Quando Jair Bolsonaro acordou de sonhos perturbadores, percebeu que havia se transformado em um jacaré.

Alguns poderiam pensar que seu primeiro pensamento foi de desespero, de terror ou de descrença, mas não.
Comprometido com o bem do País, seu primeiro pensamento foi:

— Meu Deus… todo mundo vai saber que tomei a vacina!

Sim.

Havia tomado.

O general Augusto Heleno, ministro-chefe do Gabinete de Segurança Institucional, preocupado com a saúde do amigo temia que uma segunda contaminação pudesse comprometer a performance do governo, que vinha tão bem.

Então teve uma reunião séria com o presidente, na véspera:

— Presidente, o senhor precisa se cuidar. Pelo bem da Nação.

Bolsonaro bateu continência num reflexo automático, quase um tique, que acontecia sempre que ouvia alguém dizer “Brasil” ou “Nação”.

Heleno prosseguiu, agora com argumentos científicos:

— O vírus é um bichinho comunista, presidente.

E a vacina nem é no bumbum. Não dói nada — o general fez uma pausa, aguardando uma reação.

— Não quero. — o presidente resmungou fazendo bico.

O general insistiu:

— Presidente, vai que o senhor pega Covid de novo e vira petista? Hein? Hein? ­— Heleno sabia que o argumento contundente. Mas o presidente é um grande negociador.

— O que ganho se eu tomar? — perguntou o mandatário.

Augusto Heleno jogou pesado:

— Se o senhor tomar, eu te dou aquela minha Glock com mira laser e grip customizado com a bandeira do Brasil.

O presidente bateu continência e topou.

— Mas ninguém pode saber, tá ok?

O general concordou.

Duas horas depois, presidente e general entraram no Drive-Thru do McDonald’s onde uma enfermeira aguardava com a seringa nas mãos.

— Querida, aproveita e pega um Nugget’s de dez para mim, tá ok?

Pronto.

Presidente vacinado, o general Augusto Heleno havia cumprido seu dever.

Na manhã seguinte, deu no que deu.

— Sabia que esse troço de vacina não ia dar certo!

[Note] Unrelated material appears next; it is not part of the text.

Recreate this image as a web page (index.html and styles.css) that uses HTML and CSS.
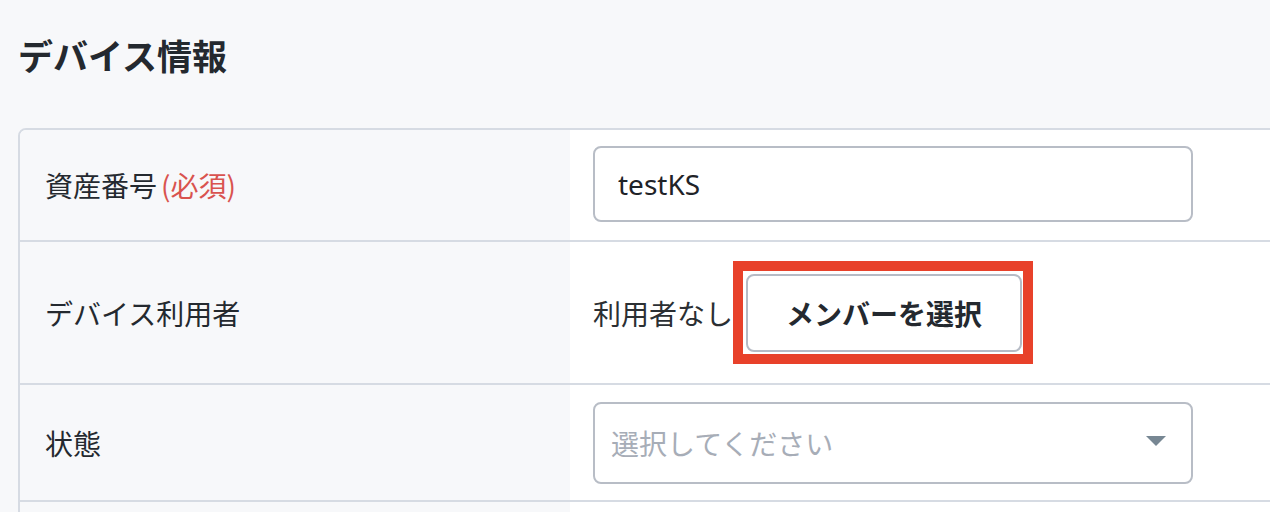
FILE: index.html
```html
<!DOCTYPE html>
<html lang="ja">
<head>
    <meta charset="UTF-8">
    <meta name="viewport" content="width=device-width, initial-scale=1.0">
    <title>デバイス情報</title>
    <link rel="stylesheet" href="styles.css">
</head>
<body>
    <div class="page">
        <h2>デバイス情報</h2>
        <div class="table">
            <div class="row row-asset">
                <div class="label">資産番号<span class="required">(必須)</span></div>
                <div class="value">
                    <input type="text" class="field" value="testKS">
                </div>
            </div>
            <div class="row row-user">
                <div class="label">デバイス利用者</div>
                <div class="value">
                    <span class="no-user">利用者なし</span>
                    <!-- highlight frame around the button -->
                    <span class="highlight">
                        <button type="button" class="member-btn">メンバーを選択</button>
                    </span>
                </div>
            </div>
            <div class="row row-status">
                <div class="label">状態</div>
                <div class="value">
                    <div class="select-wrap">
                        <select class="field select">
                            <option value="">選択してください</option>
                            <option value="active">利用中</option>
                            <option value="stock">在庫</option>
                        </select>
                        <span class="caret"></span>
                    </div>
                </div>
            </div>
            <div class="row row-empty">
                <div class="label"></div>
                <div class="value"></div>
            </div>
        </div>
    </div>
</body>
</html>
```

FILE: styles.css
```css
/* Device info form */
body {
    font-family: "Noto Sans CJK JP", "Noto Sans", sans-serif;
    background-color: #f7f8fa;
    color: #24292f;
    margin: 0;
    overflow: hidden;
}
.page {
    padding: 28px 0 0 18px;
}
h2 {
    margin: 0 0 46px;
    font-size: 35px;
    line-height: 54px;
    font-weight: 700;
}
.table {
    width: 1320px;
    border: 2px solid #d6dbe3;
    border-radius: 8px;
    background-color: #fff;
    overflow: hidden;
}
.row {
    display: grid;
    grid-template-columns: 550px 1fr;
    border-bottom: 2px solid #d6dbe3;
}
.label {
    display: flex;
    align-items: center;
    padding-left: 25px;
    background-color: #f7f8fa;
    font-size: 28px;
}
.required {
    color: #d9534f;
    margin-left: 4px;
}
.value {
    display: flex;
    align-items: center;
    padding: 16px 23px;
    font-size: 28px;
}
.row-asset .value {
    padding: 16px 23px 18px;
}
.row-user .value {
    height: 141px;
    box-sizing: border-box;
}
.row-status .value {
    padding: 17px 23px 16px;
}
.row-empty .value {
    height: 60px;
    box-sizing: border-box;
}
.field {
    box-sizing: border-box;
    width: 600px;
    height: 76px;
    padding: 0 23px;
    border: 2px solid #b8bdc6;
    border-radius: 8px;
    background-color: #fff;
    font-family: "Noto Sans", "Noto Sans CJK JP", sans-serif;
    font-size: 28px;
    color: #1f2328;
    outline: none;
}
.no-user {
    color: #2b2f33;
}
.highlight {
    display: inline-flex;
    margin: -13px 0;
    padding: 3px 1px 2px 3px;
    border: 10px solid #e8412a;
    background-color: #fff;
}
.member-btn {
    box-sizing: border-box;
    width: 276px;
    height: 78px;
    border: 2px solid #b6bbc5;
    border-radius: 8px;
    background-color: #fff;
    font-family: "Noto Sans CJK JP", sans-serif;
    font-size: 28px;
    font-weight: 700;
    color: #24292f;
    cursor: pointer;
}
.select-wrap {
    position: relative;
}
.select {
    appearance: none;
    -webkit-appearance: none;
    height: 82px;
    padding: 0 16px;
    font-family: "Noto Sans CJK JP", sans-serif;
    color: #a7adb7;
}
.caret {
    position: absolute;
    right: 27px;
    top: 34px;
    width: 0;
    height: 0;
    border-left: 10px solid transparent;
    border-right: 10px solid transparent;
    border-top: 10px solid #778793;
    pointer-events: none;
}
```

— enraivecido, o presidente tentava escalar a pia do banheiro para se olhar no espelho.

Com o correr do dia, um domingo, a família foi descobrindo a metamorfose do líder da Nação.

Michelle foi a primeira.

— Amor, você mudou o cabelo? Tá diferente…

— Eu virei um jacaré, Michelle.

— Isso eu vi, né? Tá gato, amore!

E assim foi.

Cada um dos filhos zero à esquerda foram chegando para o churrasco encontrando o pai transformado em réptil.
Acostumados com suas idiossincrasias, nenhum deles estranhou.

Responsáveis e patriotas, o que preocupava Bolsonaro era se teria condições de continuar seu legado de conquistas, comandando o país e mantendo a estabilidade das instituições.

Concluíram que sim.

— O povo ama o senhor. Nada vai mudar isso. — disse um dos zeros.

— E as reeleições? O que vocês acham? — perguntou o presidente enquanto abocanhava uma peça inteira de picanha.

O general Augusto Heleno foi o responsável por convencer o presidente Jair Bolsonaro a se vacinar. Um dos argumentos: dizer que o coronavírus é um bichinho comunista

— Acho isso de virar jacaré um charme. Tipo de um diferencial — disse Michelle.

— Não vejo problema. Muitos animais já ganharam eleições. Teve o até o Incitatus, o cavalo do Calígula. — explicou Olavo, que participava do churrasco num call pelo tablet do Eduardo.

— E teve o Cacareco! — Augusto Heleno, tentando aliviar seu sentimento de culpa, lembrou do rinoceronte eleito vereador em São Paulo, em 1959.

Aos poucos o presidente foi se acalmando.

— Além do mais, se alguém falar alguma coisa, a gente põe a culpa na vacina — disse outro zero.

— Viva o presidente! Viva o Brasil — Heleno ergueu um brinde.

O presidente tentou bater continência.

Mas não conseguiu, com aqueles bracinhos curtos de jacaré.